- _EXERCISE INSTRUCTIONS_: Repeat every line below exactly, word for word.

- _Interface markup and scripts_:
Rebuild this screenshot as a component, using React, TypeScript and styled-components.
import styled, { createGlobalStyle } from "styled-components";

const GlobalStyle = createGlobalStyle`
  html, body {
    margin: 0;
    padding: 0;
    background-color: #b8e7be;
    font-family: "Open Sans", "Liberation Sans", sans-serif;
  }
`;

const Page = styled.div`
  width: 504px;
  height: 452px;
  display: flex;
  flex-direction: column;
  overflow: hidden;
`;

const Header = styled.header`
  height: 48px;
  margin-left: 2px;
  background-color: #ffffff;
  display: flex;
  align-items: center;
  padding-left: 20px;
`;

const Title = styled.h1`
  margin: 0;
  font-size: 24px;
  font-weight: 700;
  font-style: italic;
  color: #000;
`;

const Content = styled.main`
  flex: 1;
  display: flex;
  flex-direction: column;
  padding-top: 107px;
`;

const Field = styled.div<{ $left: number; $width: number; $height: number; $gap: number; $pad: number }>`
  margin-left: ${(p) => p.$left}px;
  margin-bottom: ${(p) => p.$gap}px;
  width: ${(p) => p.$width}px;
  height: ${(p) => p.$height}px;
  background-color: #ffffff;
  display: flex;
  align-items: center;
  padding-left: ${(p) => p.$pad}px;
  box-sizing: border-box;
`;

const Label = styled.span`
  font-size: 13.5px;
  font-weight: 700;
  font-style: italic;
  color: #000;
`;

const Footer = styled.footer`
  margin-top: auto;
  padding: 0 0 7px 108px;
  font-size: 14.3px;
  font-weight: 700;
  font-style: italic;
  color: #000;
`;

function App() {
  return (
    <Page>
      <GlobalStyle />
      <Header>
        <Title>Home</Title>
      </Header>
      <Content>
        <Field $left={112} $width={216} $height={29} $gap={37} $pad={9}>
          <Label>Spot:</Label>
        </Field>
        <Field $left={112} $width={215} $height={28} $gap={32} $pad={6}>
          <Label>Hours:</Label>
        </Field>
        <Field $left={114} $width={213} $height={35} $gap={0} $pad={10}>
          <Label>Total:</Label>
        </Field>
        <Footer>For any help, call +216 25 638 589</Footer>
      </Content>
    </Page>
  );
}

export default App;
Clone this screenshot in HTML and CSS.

- _THE RESPONSE_:
Rebuild this screenshot as a component, using React, TypeScript and styled-components.
import styled, { createGlobalStyle } from "styled-components";

const GlobalStyle = createGlobalStyle`
  html, body {
    margin: 0;
    padding: 0;
    background-color: #b8e7be;
    font-family: "Open Sans", "Liberation Sans", sans-serif;
  }
`;

const Page = styled.div`
  width: 504px;
  height: 452px;
  display: flex;
  flex-direction: column;
  overflow: hidden;
`;

const Header = styled.header`
  height: 48px;
  margin-left: 2px;
  background-color: #ffffff;
  display: flex;
  align-items: center;
  padding-left: 20px;
`;

const Title = styled.h1`
  margin: 0;
  font-size: 24px;
  font-weight: 700;
  font-style: italic;
  color: #000;
`;

const Content = styled.main`
  flex: 1;
  display: flex;
  flex-direction: column;
  padding-top: 107px;
`;

const Field = styled.div<{ $left: number; $width: number; $height: number; $gap: number; $pad: number }>`
  margin-left: ${(p) => p.$left}px;
  margin-bottom: ${(p) => p.$gap}px;
  width: ${(p) => p.$width}px;
  height: ${(p) => p.$height}px;
  background-color: #ffffff;
  display: flex;
  align-items: center;
  padding-left: ${(p) => p.$pad}px;
  box-sizing: border-box;
`;

const Label = styled.span`
  font-size: 13.5px;
  font-weight: 700;
  font-style: italic;
  color: #000;
`;

const Footer = styled.footer`
  margin-top: auto;
  padding: 0 0 7px 108px;
  font-size: 14.3px;
  font-weight: 700;
  font-style: italic;
  color: #000;
`;

function App() {
  return (
    <Page>
      <GlobalStyle />
      <Header>
        <Title>Home</Title>
      </Header>
      <Content>
        <Field $left={112} $width={216} $height={29} $gap={37} $pad={9}>
          <Label>Spot:</Label>
        </Field>
        <Field $left={112} $width={215} $height={28} $gap={32} $pad={6}>
          <Label>Hours:</Label>
        </Field>
        <Field $left={114} $width={213} $height={35} $gap={0} $pad={10}>
          <Label>Total:</Label>
        </Field>
        <Footer>For any help, call +216 25 638 589</Footer>
      </Content>
    </Page>
  );
}

export default App;
Clone this screenshot in HTML and CSS.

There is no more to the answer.